-- Start of Data lines --

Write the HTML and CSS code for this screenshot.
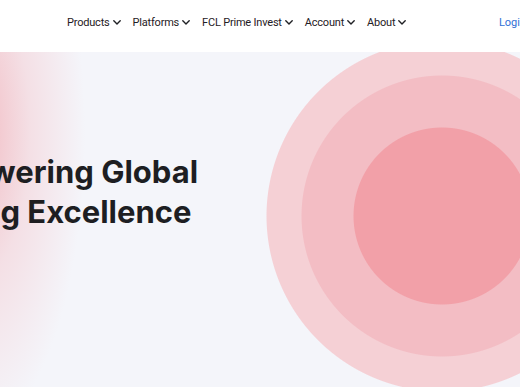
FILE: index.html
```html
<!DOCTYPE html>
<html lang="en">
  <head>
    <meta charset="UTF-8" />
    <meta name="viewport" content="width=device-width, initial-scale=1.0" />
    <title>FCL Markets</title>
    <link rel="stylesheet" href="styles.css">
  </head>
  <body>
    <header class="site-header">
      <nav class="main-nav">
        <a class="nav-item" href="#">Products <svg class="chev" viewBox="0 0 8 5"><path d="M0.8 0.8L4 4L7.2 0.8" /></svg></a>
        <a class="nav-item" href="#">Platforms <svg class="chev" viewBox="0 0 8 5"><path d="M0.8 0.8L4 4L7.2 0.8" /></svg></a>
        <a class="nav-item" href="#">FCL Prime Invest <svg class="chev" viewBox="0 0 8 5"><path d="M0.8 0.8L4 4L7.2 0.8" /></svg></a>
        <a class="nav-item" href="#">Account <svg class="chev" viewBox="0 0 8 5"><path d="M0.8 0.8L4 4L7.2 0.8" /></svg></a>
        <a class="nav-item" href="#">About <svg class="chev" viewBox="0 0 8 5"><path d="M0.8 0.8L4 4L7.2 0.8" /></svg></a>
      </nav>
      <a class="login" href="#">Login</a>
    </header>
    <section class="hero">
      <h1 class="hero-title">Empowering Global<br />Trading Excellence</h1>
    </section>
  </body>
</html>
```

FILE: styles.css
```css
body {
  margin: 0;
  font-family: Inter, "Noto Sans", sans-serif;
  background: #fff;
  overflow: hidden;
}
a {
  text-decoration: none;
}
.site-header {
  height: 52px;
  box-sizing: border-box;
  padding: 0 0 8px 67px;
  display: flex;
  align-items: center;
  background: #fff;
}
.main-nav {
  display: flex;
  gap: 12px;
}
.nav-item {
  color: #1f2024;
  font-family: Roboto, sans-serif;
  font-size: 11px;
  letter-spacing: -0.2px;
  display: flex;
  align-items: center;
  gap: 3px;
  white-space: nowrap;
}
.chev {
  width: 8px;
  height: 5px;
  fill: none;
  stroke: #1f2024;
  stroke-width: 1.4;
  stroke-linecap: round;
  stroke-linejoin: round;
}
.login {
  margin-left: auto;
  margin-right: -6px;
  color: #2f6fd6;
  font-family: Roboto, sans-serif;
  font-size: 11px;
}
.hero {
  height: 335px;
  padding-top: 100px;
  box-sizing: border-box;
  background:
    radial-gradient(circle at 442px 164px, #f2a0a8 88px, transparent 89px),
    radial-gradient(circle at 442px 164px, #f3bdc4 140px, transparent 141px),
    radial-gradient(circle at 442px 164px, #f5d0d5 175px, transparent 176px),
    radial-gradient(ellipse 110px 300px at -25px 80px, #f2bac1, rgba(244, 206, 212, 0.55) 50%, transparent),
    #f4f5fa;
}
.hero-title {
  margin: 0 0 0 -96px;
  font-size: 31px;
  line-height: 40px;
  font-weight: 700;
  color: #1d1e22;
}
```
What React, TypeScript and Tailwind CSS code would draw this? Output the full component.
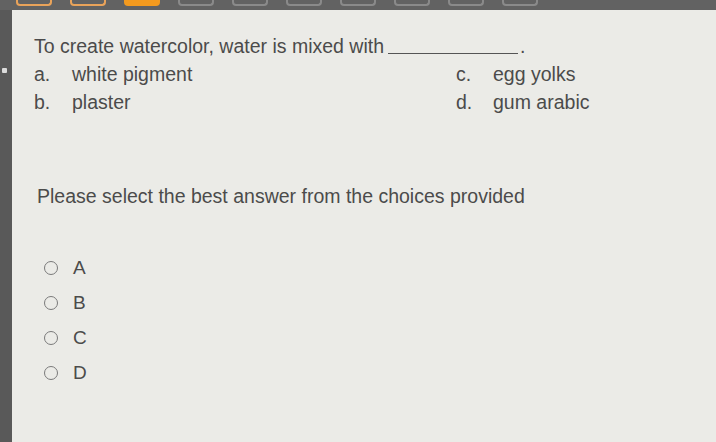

-- End of Data lines --

§ **Given exercise**
Each entry above should be reproduced exactly, with the pictures removed.

§ **Solution to the exercise**
Write the HTML and CSS code for this screenshot.
FILE: index.html
```html
<!DOCTYPE html>
<html lang="en">
  <head>
    <meta charset="UTF-8" />
    <meta name="viewport" content="width=device-width, initial-scale=1.0" />
    <title>FCL Markets</title>
    <link rel="stylesheet" href="styles.css">
  </head>
  <body>
    <header class="site-header">
      <nav class="main-nav">
        <a class="nav-item" href="#">Products <svg class="chev" viewBox="0 0 8 5"><path d="M0.8 0.8L4 4L7.2 0.8" /></svg></a>
        <a class="nav-item" href="#">Platforms <svg class="chev" viewBox="0 0 8 5"><path d="M0.8 0.8L4 4L7.2 0.8" /></svg></a>
        <a class="nav-item" href="#">FCL Prime Invest <svg class="chev" viewBox="0 0 8 5"><path d="M0.8 0.8L4 4L7.2 0.8" /></svg></a>
        <a class="nav-item" href="#">Account <svg class="chev" viewBox="0 0 8 5"><path d="M0.8 0.8L4 4L7.2 0.8" /></svg></a>
        <a class="nav-item" href="#">About <svg class="chev" viewBox="0 0 8 5"><path d="M0.8 0.8L4 4L7.2 0.8" /></svg></a>
      </nav>
      <a class="login" href="#">Login</a>
    </header>
    <section class="hero">
      <h1 class="hero-title">Empowering Global<br />Trading Excellence</h1>
    </section>
  </body>
</html>
```

FILE: styles.css
```css
body {
  margin: 0;
  font-family: Inter, "Noto Sans", sans-serif;
  background: #fff;
  overflow: hidden;
}
a {
  text-decoration: none;
}
.site-header {
  height: 52px;
  box-sizing: border-box;
  padding: 0 0 8px 67px;
  display: flex;
  align-items: center;
  background: #fff;
}
.main-nav {
  display: flex;
  gap: 12px;
}
.nav-item {
  color: #1f2024;
  font-family: Roboto, sans-serif;
  font-size: 11px;
  letter-spacing: -0.2px;
  display: flex;
  align-items: center;
  gap: 3px;
  white-space: nowrap;
}
.chev {
  width: 8px;
  height: 5px;
  fill: none;
  stroke: #1f2024;
  stroke-width: 1.4;
  stroke-linecap: round;
  stroke-linejoin: round;
}
.login {
  margin-left: auto;
  margin-right: -6px;
  color: #2f6fd6;
  font-family: Roboto, sans-serif;
  font-size: 11px;
}
.hero {
  height: 335px;
  padding-top: 100px;
  box-sizing: border-box;
  background:
    radial-gradient(circle at 442px 164px, #f2a0a8 88px, transparent 89px),
    radial-gradient(circle at 442px 164px, #f3bdc4 140px, transparent 141px),
    radial-gradient(circle at 442px 164px, #f5d0d5 175px, transparent 176px),
    radial-gradient(ellipse 110px 300px at -25px 80px, #f2bac1, rgba(244, 206, 212, 0.55) 50%, transparent),
    #f4f5fa;
}
.hero-title {
  margin: 0 0 0 -96px;
  font-size: 31px;
  line-height: 40px;
  font-weight: 700;
  color: #1d1e22;
}
```
What React, TypeScript and Tailwind CSS code would draw this? Output the full component.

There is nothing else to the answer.